At Homesite we like to keep you up to date with everything that’s been happening in the property market. And, the good news is, as spring arrives, it continues to return to life. Rightmove reports that asking prices were up 0.9% in February and, after several months of rises, most of the major indices are now showing annual growth has moved into positive territory. Activity levels are on the increase, too, with the number of agreed sales up by 16% compared to the same period last year and by 3% compared to the more normal 2019. At the same time, buyer choice is also improving, with a 7% rise in new listings on Rightmove.
Tim Bannister Rightmove’s Director of Property Science says:
“We said that February would be an important indicator for the year ahead, and the question was whether the Rightmove Boxing Day bounce in buyer activity would keep its spring into March or lose momentum. It’s proved to be the former, with the number of sales agreed continuing to considerably outstrip last year. Early-bird Boxing Day buyers got a head start in cherry picking from a record level of new property choice and have now been joined by many other buyers also believing that 2024 offers the right market conditions to move.”
The drivers of all this increased activity are clear – buyers’ confidence is rising on the back of mortgage cost falls. However, mortgage rates are still some way above recent averages and there is uncertainty over when and how much they will come down. It means buyers remain cautious and some are waiting for the base rate to start falling before making a move. This more cautious approach means property is taking over two weeks longer (16 days) to find a buyer. At an average of 78 days, it’s at its slowest since 2015 and anything overpriced is struggling to find any buyers at all. In London, the average is even higher at 84 days.
First-time buyers (FTBs) are finding the conditions the hardest and, despite the soaring costs of rents, higher mortgage rates mean it is currently considerably more expensive to buy than rent for the average FTB. However, with an election looming, the government may be keen to give them a boost and it would be no surprise if they launched some sort of first-time buyer scheme in the coming months.
HOUSE PRICES AND STATISTICS
Of all the most up-to-date indices, only Zoopla’s annual price remains in negative territory and that is probably because it is running a month behind the others.

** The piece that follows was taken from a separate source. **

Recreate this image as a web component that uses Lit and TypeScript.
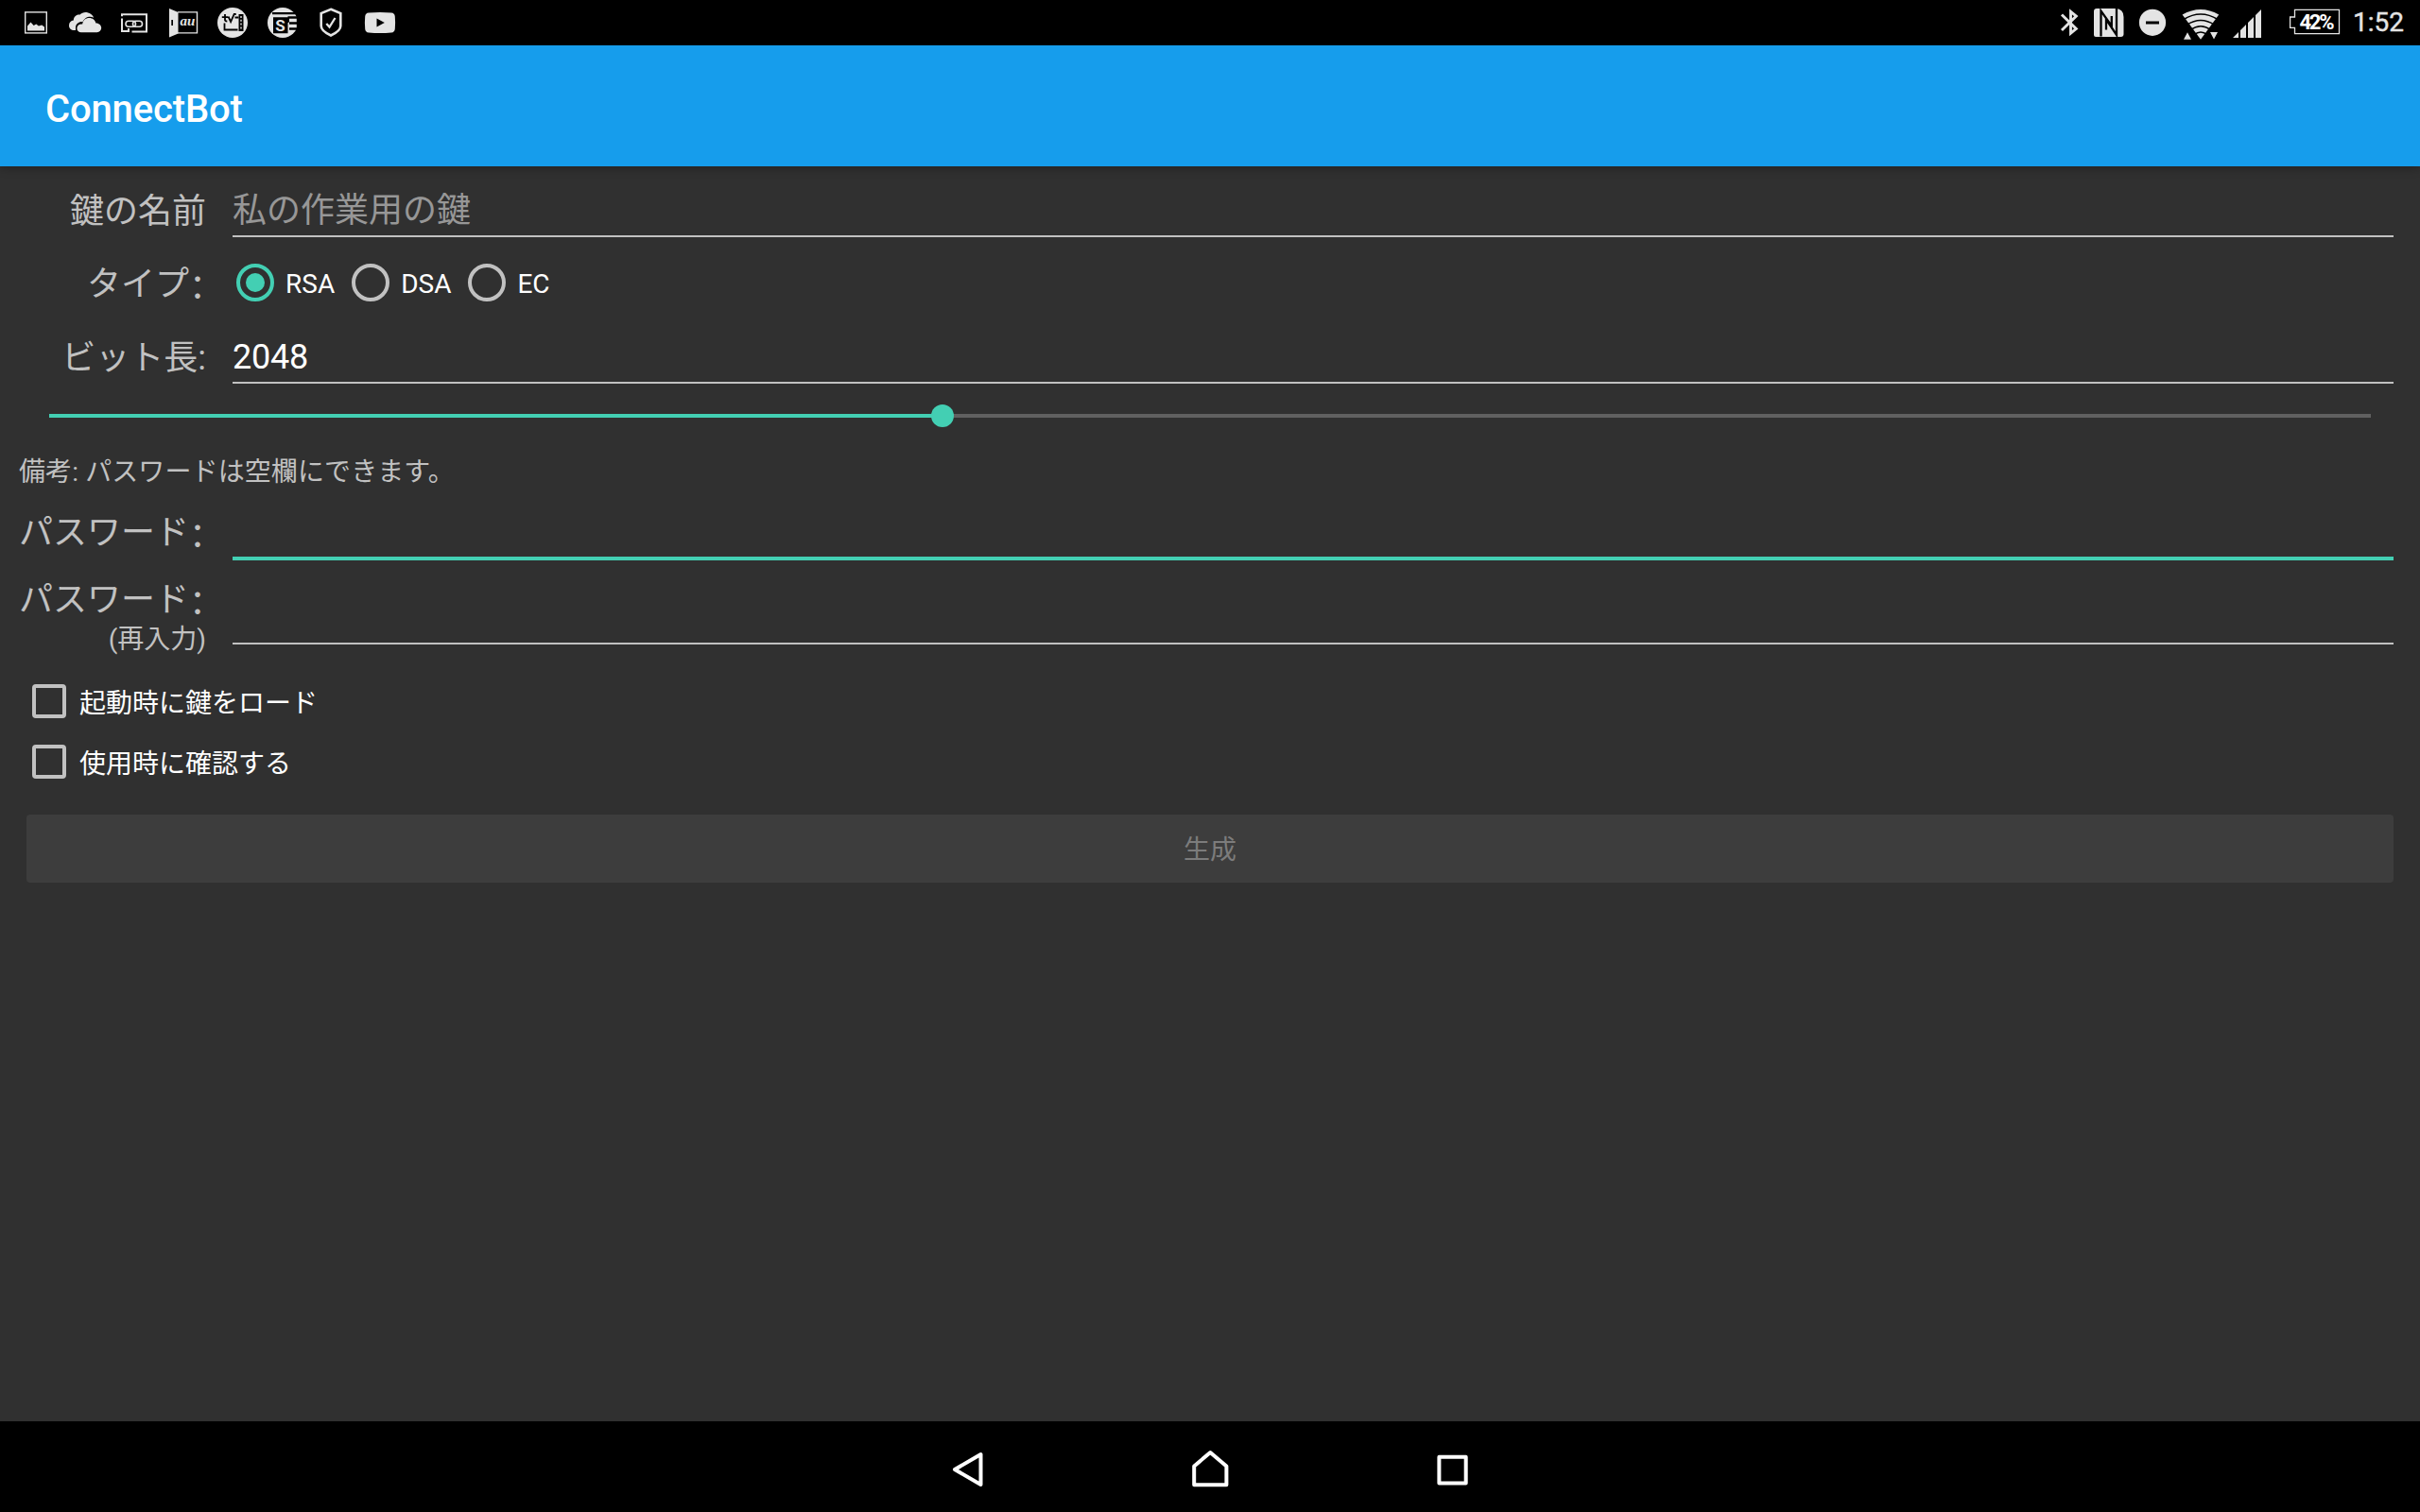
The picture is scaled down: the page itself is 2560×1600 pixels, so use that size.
import { LitElement, css, html, svg } from "lit";
import type { SVGTemplateResult } from "lit";
import { customElement, property, state } from "lit/decorators.js";
import { classMap } from "lit/directives/class-map.js";

interface StatusIcon {
  x: number;
  width: number;
  art: SVGTemplateResult;
}

// Every icon is a slice of one 48px high strip, x is where the slice starts.
const notifications: StatusIcon[] = [
  {
    x: 12,
    width: 52,
    art: svg`
      <rect class="line" x="26.7" y="12.9" width="22.6" height="22" stroke-width="1.4" />
      <path d="M29 32.5v-5l3.5-4 3.200 3.500 2.600-1.500 2.600 2 3.300-1 2.800 2v4z" />
    `,
  },
  {
    x: 64,
    width: 52,
    art: svg`
      <path d="M80 32h-2c-3 0-5-2.200-5-5 0-3 2-5.200 4.800-5.400C78 17.500 81 15 84.500 15.600 86.500 13.500 89.500 12.700 92.500 13.300c3.200.7 5.600 2.700 6.700 5.400-2.700-1.400-6.200-1.200-8.700.5-1.400 1-2.400 2.300-3 3.900-3.700-.6-7.300 2.300-7.500 5.800z" />
      <path d="M86 34.200c-2.700 0-4.600-1.800-4.600-4.300 0-2.600 2-4.500 4.700-4.500.3 0 .7 0 1.100.1.300-3.800 3.400-6.500 7.200-6.500 3.500 0 6.200 2.200 7 5.400 3.200-.2 5.800 2.200 5.800 5.200 0 2.700-2 4.600-4.600 4.600z" />
    `,
  },
  {
    x: 116,
    width: 52,
    art: svg`
      <path class="line" stroke-width="2" d="M129 17.200v-2h26V33.500h-15.500M129 19.500v13.500h7v-3" />
      <rect class="line" x="133" y="22.300" width="10.500" height="6" rx="3" stroke-width="1.600" />
      <rect class="line" x="140.500" y="22.300" width="10" height="6" rx="3" stroke-width="1.600" />
    `,
  },
  {
    x: 168,
    width: 52,
    art: svg`
      <path d="M179 9l9.500 4v22.500l-9.500 4z" />
      <path class="line" stroke-width="1.400" d="M188 12.900h20.500v22H188" />
      <path class="hole" d="M181.300 21h1.700v6h-1.700z" />
      <text class="au" x="190.500" y="27.300">au</text>
    `,
  },
  {
    x: 220,
    width: 52,
    art: svg`
      <circle cx="246" cy="24" r="16" />
      <path class="cut" stroke-width="1.800" d="M234.800 18.200h6.200M238 15v6q0 1.500 2.300 1.500M241.500 17.500l2.600 5.500 3.600-8h2M237.500 24.500v7h14M248.500 18.500h4" />
      <path class="hole" d="M252.500 15h5v18h-5z" />
      <path d="M254.300 17h1.400v2h-1.400zM254.300 20.800h1.400v2h-1.400zM254.300 24.600h1.400v2h-1.400zM254.300 28.400h1.400v2h-1.400z" />
    `,
  },
  {
    x: 272,
    width: 52,
    art: svg`
      <circle cx="299" cy="24" r="16" />
      <path class="hole" d="M288 13h28v2.300h-28zM289 18.300h15.500v17H289zM304.500 17.300h12v2.500h-10.500v3.500l-1.500 1zM306 23.300h10v2.500h-10zM306 29.300h10v2.500h-10zM313.800 12h3v25h-3z" />
      <text class="s-mark" x="296.600" y="33" text-anchor="middle">S</text>
    `,
  },
  {
    x: 324,
    width: 52,
    art: svg`
      <path class="line" stroke-width="2.600" d="M350 9.800l10.300 4.200v13.500c0 4.300-5.300 7.700-10.300 10-5-2.300-10.300-5.700-10.300-10V14z" />
      <path class="line" stroke-width="2.300" d="M345.300 25l3.200 3.500 6-9.500" />
    `,
  },
  {
    x: 376,
    width: 52,
    art: svg`
      <path d="M390 13.500q12-1 24 0 3.500.3 3.800 4 .6 6.500 0 13-.3 3.700-3.800 4-12 1-24 0-3.500-.3-3.800-4-.6-6.500 0-13 .3-3.700 3.800-4z" />
      <path class="hole" d="M398.500 19.500v9l8.300-4.500z" />
    `,
  },
];

const systemIcons: StatusIcon[] = [
  {
    x: 10,
    width: 35,
    art: svg`<path class="line" stroke-width="2.900" d="M21 15.500l15.300 15-5.800 4.700V12.300l5.800 4.700L21 32" />`,
  },
  {
    x: 45,
    width: 50,
    art: svg`
      <path d="M58 9h19q9.500 0 9.500 9v18q0 3-3 3H57q-2 0-2-2V12q0-3 3-3z" />
      <path class="cut" stroke-width="2.300" d="M62.500 38.500V11.500L73.800 27.500V17M68 31.500V20.500L79 37V9" />
    `,
  },
  {
    x: 95,
    width: 45,
    art: svg`
      <circle cx="117" cy="23.800" r="14.100" />
      <path class="hole" d="M110 22.500h14v3h-14z" />
    `,
  },
  {
    x: 140,
    width: 55,
    art: svg`
      <path d="M148.600 15.500Q168 4.500 187.200 15.500L168 41.700z" />
      <path class="cut" stroke-width="1.500" d="M150 20.500q18-11 36 0M153.500 26.300q14.500-9.500 29 0M157.500 31.500q10.500-7.500 21 0M161 36.800q7-5.500 14 0" />
      <path d="M150 41.700l4-7.500 4 7.500zM178 34h8l-4 7.500z" />
    `,
  },
  {
    x: 195,
    width: 55,
    art: svg`<path d="M202 40l6-6v6zM210 40v-8l6-6v14zM218 40V24l6-6v22zM226 40V16l6-6v30z" />`,
  },
  {
    x: 250,
    width: 75,
    art: svg`
      <path class="line" stroke-width="1.300" d="M267.500 10.300h47v25.400h-47v-6.400h-4.900V18h4.900z" />
      <text class="percent" x="272.500" y="30.500" textLength="37">42%</text>
    `,
  },
];

@customElement("status-bar")
export class StatusBar extends LitElement {
  static styles = css`
    :host {
      display: flex;
      justify-content: space-between;
      height: 48px;
      padding: 0 17px 0 12px;
      background: #000;
      color: #e4e4e4;
    }
    .group {
      display: flex;
      align-items: center;
    }
    svg {
      display: block;
      fill: #e4e4e4;
    }
    .line {
      fill: none;
      stroke: #e4e4e4;
    }
    .hole {
      fill: #000;
    }
    .cut {
      fill: none;
      stroke: #000;
    }
    .au {
      font: italic 700 15px "Liberation Serif", serif;
    }
    .s-mark {
      font: 700 17px Roboto, sans-serif;
    }
    .percent {
      fill: #fff;
      font: 700 22px Roboto, sans-serif;
    }
    .clock {
      width: 54px;
      margin-left: 4px;
      font: 400 28px/50px Roboto, sans-serif;
      white-space: nowrap;
      -webkit-text-stroke: 0.4px;
    }
  `;

  private icon({ x, width, art }: StatusIcon) {
    return html`<svg width=${width} height="48" viewBox="${x} 0 ${width} 48">
      ${art}
    </svg>`;
  }

  render() {
    return html`
      <div class="group">${notifications.map(this.icon)}</div>
      <div class="group">
        ${systemIcons.map(this.icon)}
        <span class="clock">1:52</span>
      </div>
    `;
  }
}

@customElement("form-field")
export class FormField extends LitElement {
  @property() value = "";
  @property() placeholder = "";
  @property({ type: Boolean, reflect: true }) active = false;

  static styles = css`
    :host {
      display: block;
      box-sizing: border-box;
      height: 58px;
      border-bottom: 2px solid #c1c1c1;
      color: #fff;
      font-size: 36px;
      line-height: 60px;
    }
    :host([active]) {
      border-bottom: 4px solid #43cfb3;
    }
    .value {
      letter-spacing: -0.2px;
    }
    .hint {
      color: #979797;
    }
  `;

  render() {
    return this.value
      ? html`<span class="value">${this.value}</span>`
      : html`<span class="hint">${this.placeholder}</span>`;
  }
}

@customElement("nav-bar")
export class NavBar extends LitElement {
  static styles = css`
    :host {
      display: flex;
      justify-content: center;
      height: 96px;
      background: #000;
    }
    svg {
      width: 256px;
      height: 96px;
      fill: none;
      stroke: #fff;
      stroke-width: 4;
      stroke-linejoin: round;
    }
  `;

  render() {
    return html`
      <svg viewBox="896 1504 256 96">
        <path d="M1010 1555l27.500-16v32z" />
      </svg>
      <svg viewBox="1152 1504 256 96">
        <path d="M1263.200 1571.200v-19.700l17.100-14.500 17.100 14.500v19.700z" />
      </svg>
      <svg viewBox="1408 1504 256 96">
        <rect x="1522.400" y="1541.800" width="28.300" height="27.800" />
      </svg>
    `;
  }
}

@customElement("app-root")
export class AppRoot extends LitElement {
  @state() private keyType = "RSA";
  @state() private bits = 2048;

  private minBits = 768;
  private maxBits = 4096;

  static styles = css`
    :host {
      display: flex;
      flex-direction: column;
      width: 2560px;
      height: 1600px;
      overflow: hidden;
      background: #303030;
      color: #c1c1c1;
      font-family: Roboto, "Noto Sans CJK JP", sans-serif;
      font-size: 28px;
    }
    .toolbar {
      height: 128px;
      padding-left: 48px;
      background: #169dec;
      box-shadow: 0 1px 10px rgba(0, 0, 0, 0.35);
      color: #fff;
      font-size: 40px;
      font-weight: 500;
      letter-spacing: -0.15px;
      line-height: 135px;
    }
    .form {
      flex: 1;
    }
    .row {
      display: grid;
      grid-template-columns: 198px 2286px;
      column-gap: 28px;
      align-items: center;
      padding-left: 20px;
    }
    .name {
      height: 92px;
    }
    .type {
      height: 62px;
    }
    .bits {
      height: 94px;
    }
    .password {
      height: 53px;
      align-items: start;
    }
    .again {
      height: 99px;
      padding-top: 18px;
      align-items: start;
    }
    .password form-field {
      height: 53px;
    }
    .again form-field {
      height: 71px;
    }
    .label {
      padding-top: 3px;
      font-size: 36px;
      line-height: 44px;
      text-align: right;
      white-space: nowrap;
    }
    .password .label,
    .again .label {
      padding-top: 2px;
    }
    .small {
      margin-top: -2px;
      font-size: 28px;
    }
    /* half-width form of the full-width colon */
    .colon {
      font-feature-settings: "halt";
      line-height: 0;
      vertical-align: -5px;
    }
    .radios {
      display: flex;
      padding-left: 4px;
      color: #fff;
    }
    .radio {
      display: flex;
      align-items: center;
      gap: 12px;
      margin-right: 18px;
    }
    .radio-text {
      padding-top: 2px;
    }
    .ring {
      display: grid;
      place-items: center;
      box-sizing: border-box;
      width: 40px;
      height: 40px;
      border: 4px solid #c1c1c1;
      border-radius: 50%;
    }
    .ring.on {
      border-color: #43cfb3;
    }
    .ring.on::after {
      content: "";
      width: 20px;
      height: 20px;
      border-radius: 50%;
      background: #43cfb3;
    }
    .slider {
      display: flex;
      align-items: center;
      height: 32px;
      margin: 0 52px;
    }
    .filled,
    .rest {
      height: 4px;
      background: #43cfb3;
    }
    .rest {
      flex: 1;
      background: #606060;
    }
    .thumb {
      width: 24px;
      height: 24px;
      margin: 0 -12px;
      border-radius: 50%;
      background: #43cfb3;
      z-index: 1;
    }
    .note {
      height: 84px;
      padding-left: 20px;
      letter-spacing: 0.1px;
      line-height: 87px;
    }
    .check {
      display: flex;
      align-items: center;
      gap: 14px;
      height: 64px;
      padding-left: 34px;
      color: #fff;
    }
    .box {
      box-sizing: border-box;
      width: 36px;
      height: 36px;
      border: 4px solid #c1c1c1;
      border-radius: 4px;
    }
    .generate {
      height: 72px;
      margin: 24px 28px 0;
      border-radius: 4px;
      background: #3d3d3d;
      color: #7c7c7c;
      line-height: 76px;
      text-align: center;
    }
  `;

  render() {
    const ratio = (this.bits - this.minBits) / (this.maxBits - this.minBits);
    return html`
      <status-bar></status-bar>
      <div class="toolbar">ConnectBot</div>
      <div class="form">
        <div class="row name">
          <div class="label">鍵の名前</div>
          <form-field placeholder="私の作業用の鍵"></form-field>
        </div>
        <div class="row type">
          <div class="label">タイプ<span class="colon">：</span></div>
          <div class="radios">
            ${["RSA", "DSA", "EC"].map(
              (type) => html`
                <div class="radio" @click=${() => (this.keyType = type)}>
                  <span
                    class=${classMap({ ring: true, on: type === this.keyType })}
                  ></span>
                  <span class="radio-text">${type}</span>
                </div>
              `
            )}
          </div>
        </div>
        <div class="row bits">
          <div class="label">ビット長:</div>
          <form-field value=${this.bits}></form-field>
        </div>
        <div class="slider">
          <div class="filled" style="width: ${ratio * 100}%"></div>
          <div class="thumb"></div>
          <div class="rest"></div>
        </div>
        <div class="note">備考: パスワードは空欄にできます。</div>
        <div class="row password">
          <div class="label">パスワード<span class="colon">：</span></div>
          <form-field active></form-field>
        </div>
        <div class="row again">
          <div class="label">
            パスワード<span class="colon">：</span>
            <div class="small">(再入力)</div>
          </div>
          <form-field></form-field>
        </div>
        ${["起動時に鍵をロード", "使用時に確認する"].map(
          (text) => html`
            <div class="check"><span class="box"></span><span>${text}</span></div>
          `
        )}
        <div class="generate">生成</div>
      </div>
      <nav-bar></nav-bar>
    `;
  }
}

Nationwide: Feb: Avge. price £260,420. Monthly change +0.7%. Annual change +1.2%
Halifax: Feb. Avge. price £291,699. Monthly change +0.4%. Annual change +1.7%
Land Registry: Dec: Avge. price £284,691. Monthly change +0.1%. Annual change -1.4%
Zoopla: Jan: Avge. price £263,600. Annual change -0.5%
Rightmove: Feb: Avge. price £362,839. Monthly change +0.9%. Annual change +0.1% (asking prices on Rightmove)
BUY-TO-LET
Just as the housing market is warming up, so the rental market is continuing to cool down. Although the average rent was up by 0.2% to £1,262pcm last month, stretched affordability meant rents fell in 4 out of the 12 regions. And, as has been the case for some time now, they came down most in London, where they dropped by 0.5% to £2,070pcm. On an annual basis, the Capital’s rents were still up by 4.8% but that is compared to 7.4% across the UK and that figure has been coming down for several months. It is, though, a very mixed picture, with some London boroughs seeing falls rather than gains. Camden’s rents, for example, were down by 3.6% and Tower Hamlet’s by 1.8%. In contrast, Barking, Dagenham and Havering’s were up by 11.8% (source: Homelet Rental Index)
Despite the softening of rents, the supply of rental property remains challenging. There have been some minor improvements, but tenants are still having to compete for any available properties. Michael Gove is hoping that by removing the tax breaks from short holiday lets, some landlords may opt to put their properties onto the standard lettings market, but that remains to be seen and the numbers are not likely to be significant.